Finalement, les trois protagonistes ne font que mener la danse d’une désagrégation de l’armée, mais les personnages secondaires ne sont pas en reste. Dès la scène d’ouverture, l’armée apparaît comme totalement désorganisée, on peut voler du matériel militaire (une Jeep, en l’occurrence) sans le moindre problème, les ordres donnés par l’officier supérieur sont inaudibles parce que tout le monde s’exprime en même temps…


De l’armée comme représentante de l’Amérique


Et si ce joyeux bordel n’était pas que militaire ?
Et si le 4077ème M.A.S.H., au-delà de lui-même, représentait l’Amérique de 1969 ?
L’affaire du major Burns est, en cela, très significative. Burns est un dévot, mais un dévot à la Tartuffe. Il aime bien se montrer en public en train de prier pour le salut de l’âme des autres, il affirme haut et fort son dégoût des tentations charnelles, mais qui saute sans vergogne sur le major O’Houlihan, devenue célèbre sous le surnom de « Hot-Lips » (Lèvres-en-feu) ou fait porter la culpabilité de ses fautes sur un pauvre infirmier qui va craquer nerveusement. Bref, tout le symbole d’une hypocrisie puritaine. Le rôle des la bande à Hawkeye sera alors uniquement de mettre en lumière ce que Burns veut cacher.
Cette lutte contre l’hypocrisie puritaine montre assez que M.A.S.H., derrière ses allures de comédie débridée, propose toute une vision de l’Amérique, une vision qui peut paraître très datée quand on la voit depuis l’époque de Trump, mais elle en est peut-être d’autant plus nécessaire. Une vision où l’Amérique est désacralisée, où elle ne se prendrait plus au sérieux. C’est sans doute très marqué « flower power » mais le résultat est absolument jouissif.

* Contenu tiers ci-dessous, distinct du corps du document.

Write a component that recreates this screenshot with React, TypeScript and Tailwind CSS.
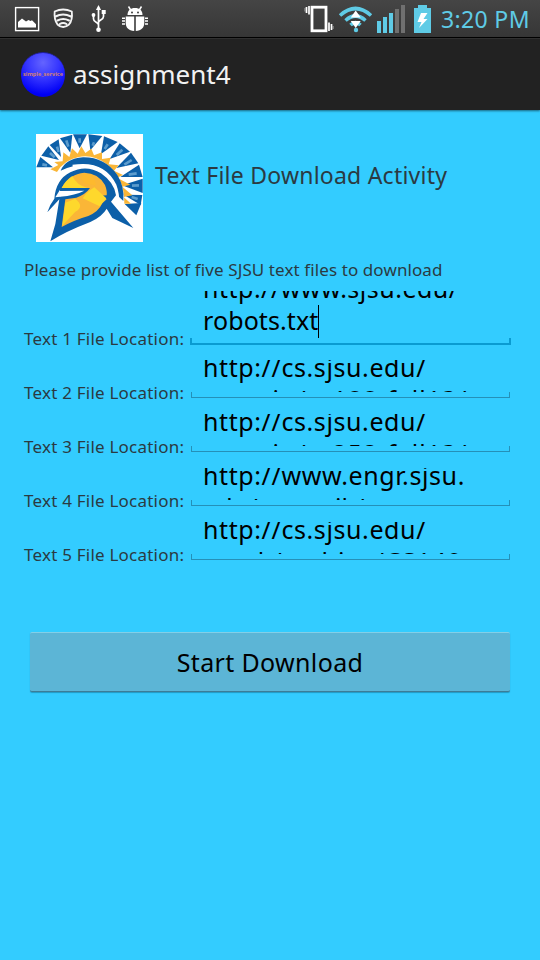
import React from "react";

const FIELDS = [
  { label: "Text 1 File Location:", lines: ["http://www.sjsu.edu/", "robots.txt"], active: true, tracking: "tracking-[0.1px]" },
  { label: "Text 2 File Location:", lines: ["http://cs.sjsu.edu/", "~austin/cs188-fall13/"], active: false, tracking: "tracking-[0.95px]" },
  { label: "Text 3 File Location:", lines: ["http://cs.sjsu.edu/", "~austin/cs252-fall13/"], active: false, tracking: "tracking-[0.95px]" },
  { label: "Text 4 File Location:", lines: ["http://www.engr.sjsu.", "edu/~sestnik/"], active: false, tracking: "tracking-[0.1px]" },
  { label: "Text 5 File Location:", lines: ["http://cs.sjsu.edu/", "~mak/archive/CS149"], active: false, tracking: "tracking-[1.050px]" },
];

function LeftIcons() {
  return (
    <svg className="block h-[37px] w-[160px]" viewBox="0 0 160 37" fill="none">
      <rect x="15.6" y="7.6" width="23" height="23" stroke="#fff" strokeWidth="1.4" />
      <path d="M18 27.5V22l4-3.5 4 3 2.500-1.500 2 1 1.500-.8 4 4v3.300z" fill="#fff" />
      <g stroke="#f4f4f4" strokeLinecap="round">
        <path d="M54.700 11.500Q63 7.500 71.800 11.500Q72.800 20 69 24.500Q66 27 63.200 27Q60 27 57.500 24.500Q53.800 19 54.700 11.500Z" strokeWidth="1.800" />
        <path d="M55.500 16.500Q63 12.500 71 16.500" strokeWidth="2" />
        <path d="M57.500 20.500Q63.200 17.500 69 20.500" strokeWidth="2" />
        <path d="M59.800 24Q63.200 21.800 66.500 24" strokeWidth="2" />
      </g>
      <g stroke="#fff" strokeWidth="1.700">
        <path d="M98.500 9v20M98.500 25c0-3-5-2.500-5-6v-3M98.500 22.500c0-2.500 5-2.500 5-6V12" />
        <path d="M98.500 5l-2.600 5h5.200z" fill="#fff" stroke="none" />
        <circle cx="98.500" cy="29.700" r="2.300" fill="#fff" stroke="none" />
        <circle cx="93.500" cy="15" r="1.900" fill="#fff" stroke="none" />
        <rect x="101.700" y="10" width="4" height="4" fill="#fff" stroke="none" />
      </g>
      <g fill="#fff">
        <path d="M127.500 15c0-4.500 3-7 7.500-7s7.500 2.500 7.500 7z" />
        <path d="M128.500 6.500l2.500 4M141.500 6.500l-2.500 4" stroke="#fff" strokeWidth="1.500" />
        <path d="M125.700 16.500h8.500v14.500c-5.500 0-8.500-3.500-8.500-8.200zM135.800 16.500h8.500v6.300c0 4.700-3 8.200-8.500 8.200z" />
        <path d="M122 18.300h3M122 21.100h3M122 23.900h3M145 18.300h3M145 21.100h3M145 23.900h3" stroke="#fff" strokeWidth="1.500" />
        <circle cx="132" cy="12.500" r="1" fill="#404040" />
        <circle cx="138" cy="12.500" r="1" fill="#404040" />
      </g>
    </svg>
  );
}

function RightIcons() {
  return (
    <svg className="block h-[37px] w-[134px]" viewBox="304 0 134 37" fill="none">
      <rect x="312" y="7.200" width="14" height="23.600" stroke="#fff" strokeWidth="2.800" />
      <path d="M309 6v8.500M306.500 7v6M329 22.500V31M331.500 24v6" stroke="#fff" strokeWidth="1.700" />
      <path d="M305 8v3.500M333 26v3" stroke="#aaa" strokeWidth="1" />
      <g stroke="#5fcbe6" strokeWidth="3.600">
        <path d="M340 15.500Q355.500 1.500 371 15.500" />
        <path d="M345.500 20.500Q355.500 11.500 365.500 20.500" />
        <path d="M350.500 25Q355.500 20.500 360.500 25" />
      </g>
      <circle cx="356" cy="30" r="2.200" fill="#5fcbe6" />
      <path d="M355.700 10.500l5 7h-10zM350.700 21h10l-5 7z" fill="#fff" />
      <g fill="#5fcbe6">
        <path d="M377 21h4v12h-4zM383 17h4v16h-4zM389 13h4v20h-4z" />
        <path d="M418 5h9v3h4v25h-17V8h4z" />
      </g>
      <path d="M395 9h4v24h-4zM401 5h4v28h-4z" fill="#707070" />
      <path d="M421 13l-3.500 9h4l-2.500 6 8.500-9h-4l4-6z" fill="#fff" />
    </svg>
  );
}

function SpartanLogo() {
  return (
    <svg className="block h-[108px] w-[107px] shrink-0" viewBox="33 27 321 324" preserveAspectRatio="none">
      <rect x="33" y="27" width="321" height="324" fill="#fff" />
      <g fill="#0c5fa8">
        <path d="M34 127L46 96L84 127Z" />
        <path d="M49 92L70 64L102 105Z" />
        <path d="M74 60L101 43L108 96Z" />
        <path d="M105 40L142 29L136 83Z" />
        <path d="M144 28H186L164 70Z" />
        <path d="M190 28L232 33L196 76Z" />
        <path d="M237 34L278 51L228 87Z" />
        <path d="M284 55L315 80L254 102Z" />
        <path d="M318 83L340 115L274 129Z" />
        <path d="M342 119L353 156L286 156Z" />
        <path d="M353 161V204L291 181Z" />
        <path d="M352 210L347 240L296 209Z" />
        <path d="M349 234L334 271L299 237Z" />
      </g>
      <path
        d="M52 118l14 3M75 84l14 13M96 65l5 16M124 46l6 19M164 40v13M207 52l-4 10M248 58l-9 14M292 74l-17 16M320 105l-22 14M335 145l-24 4M342 181l-21 1M338 222l-18-6"
        stroke="#5c9ccd"
        strokeWidth="8"
      />
      <path
        d="M76 133L100 120L88 111L113 109L115 82L133 96L141 70L158 86L169 64L181 84L199 71L207 91L231 82L231 102L257 98L251 118L281 121L267 137L294 150L276 158L316 179L292 185L322 211L296 216L318 236H298Q299 158 245 118Q205 87 161 96Q117 105 96 141Z"
        fill="#fab637"
      />
      <path
        d="M107 137Q122 101 174 97Q239 96 277 150Q299 185 295 228L279 213Q276 169 239 138Q186 101 107 137Z"
        fill="#0c5fa8"
      />
      <path d="M143 123Q236 108 271 181Q280 205 280 238" fill="none" stroke="#fff" strokeWidth="7" />
      <path
        d="M67 262Q74 239 88 221Q93 163 136 142Q183 117 228 145Q268 173 273 211L258 230L325 309L262 279L245 251Q232 274 196 291Q120 320 76 349L91 297L103 223Z"
        fill="#0c5fa8"
      />
      <path
        d="M110 189Q133 147 178 143Q220 144 240 180Q247 198 245 211L225 212L245 223L232 235Q221 260 190 273Q151 284 110 306L121 223L154 218Q182 208 195 189Z"
        fill="#fab637"
      />
      <path d="M110 189Q120 167 142 153Q156 182 188 189ZM121 233L151 221Q180 245 151 260L112 302ZM173 220Q184 202 208 187L244 220L224 244Z" fill="#fed82c" />
      <path d="M184 147Q208 146 213 181L181 176Q157 154 184 147Z" fill="#fdb92e" />
      <path d="M102 198L178 197Q152 211 105 215Z" fill="#fff" />
      <path d="M91 217L105 194L106 215Z" fill="#f8fbff" />
    </svg>
  );
}

function FieldRow({ label, lines, active, tracking }: (typeof FIELDS)[number]) {
  return (
    <div className="flex h-[54px] items-end pl-6">
      <div className="h-[19px] w-[166px] whitespace-nowrap text-[17px] leading-[25px] tracking-[0.22px] text-[#2b3a42]">
        {label}
      </div>
      {active ? (
        <div className="flex h-[54px] w-[321px] flex-col">
          <div className="h-[47px] overflow-hidden pl-[13px] text-[25px] leading-[33px] tracking-[0.5px] text-black">
            <div className="-mt-[19px] whitespace-nowrap">{lines[0]}</div>
            <div className="-mt-px flex whitespace-nowrap">
              <span className={tracking}>{lines[1]}</span>
              <span className="mt-px h-[33px] w-px bg-black" />
            </div>
          </div>
          <div className="h-[7px] border-x-2 border-b-2 border-[#0a9bd1]" />
        </div>
      ) : (
        <div className="ml-px flex h-[54px] w-[319px] flex-col pt-[15px]">
          <div className="h-[32px] overflow-hidden pl-3 text-[25px] leading-[33px] tracking-[0.6px] text-black">
            <div className="-mt-[9px] whitespace-nowrap">{lines[0]}</div>
            <div className={`-mt-px whitespace-nowrap ${tracking}`}>{lines[1]}</div>
          </div>
          <div className="h-[6px] border-x border-b border-[#2590b8]" />
        </div>
      )}
    </div>
  );
}

export default function App() {
  return (
    <div className="flex h-[960px] w-[540px] flex-col overflow-hidden bg-[#33ccff] font-['Noto_Sans',sans-serif]">
      <header className="flex h-[38px] items-start justify-between border-b border-black bg-linear-to-b from-[#454545] to-[#363636]">
        <LeftIcons />
        <div className="flex items-start">
          <RightIcons />
          <span className="w-[102px] whitespace-nowrap pl-[3px] text-[23px] leading-[39px] tracking-[0.35px] text-[#5fcbe6]">3:20 PM</span>
        </div>
      </header>
      <div className="flex h-[72px] items-start border-t border-[#303030] bg-[#222222] pl-[21px] shadow-[0_1px_2px_rgba(0,0,0,0.5)]">
        <div className="mt-[13px] flex h-[45px] w-[44px] items-center justify-center rounded-full border-t border-[#2020a0] bg-[radial-gradient(circle_at_50%_22%,#6464ff_0%,#3535ff_40%,#0000f5_78%,#0000cc_100%)]">
          <span className="whitespace-nowrap text-[5.500px] font-bold leading-none text-[#d08070]">simple_service</span>
        </div>
        <h1 className="ml-2 mt-[17px] text-[26px] leading-[36px] text-[#f2f2f2]">assignment4</h1>
      </div>
      <div className="flex h-[150px] items-start pl-9 pt-6">
        <SpartanLogo />
        <h2 className="ml-3 mt-[25px] whitespace-nowrap text-[23px] leading-[32px] tracking-[0.23px] text-[#2b3a42]">
          Text File Download Activity
        </h2>
      </div>
      <p className="h-[31px] whitespace-nowrap pl-6 text-[17px] leading-[20px] tracking-[0.1px] text-[#2b3a42]">
        Please provide list of five SJSU text files to download
      </p>
      <main className="flex flex-col">
        {FIELDS.map((field) => (
          <FieldRow key={field.label} {...field} />
        ))}
      </main>
      <button className="ml-[30px] mt-[71px] h-[60px] w-[480px] rounded-[2px] border-b border-t border-b-[#3d7c96] border-t-[#83cfe8] bg-[#5cb5d6] text-[25px] leading-[34px] tracking-[0.35px] text-black shadow-[0_1px_1px_rgba(0,60,90,0.35)]">
        Start Download
      </button>
    </div>
  );
}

Par un retournement génial, Altman fait un film de guerre qui constitue un extraordinaire appel à la vie et à la jouissance. M.A.S.H. multiplie les scènes cultes, depuis le micro caché chez le major Burns jusqu’à un match de foot US dantesque. Un très grand film, qui aura un succès tel qu’il deviendra une série télé.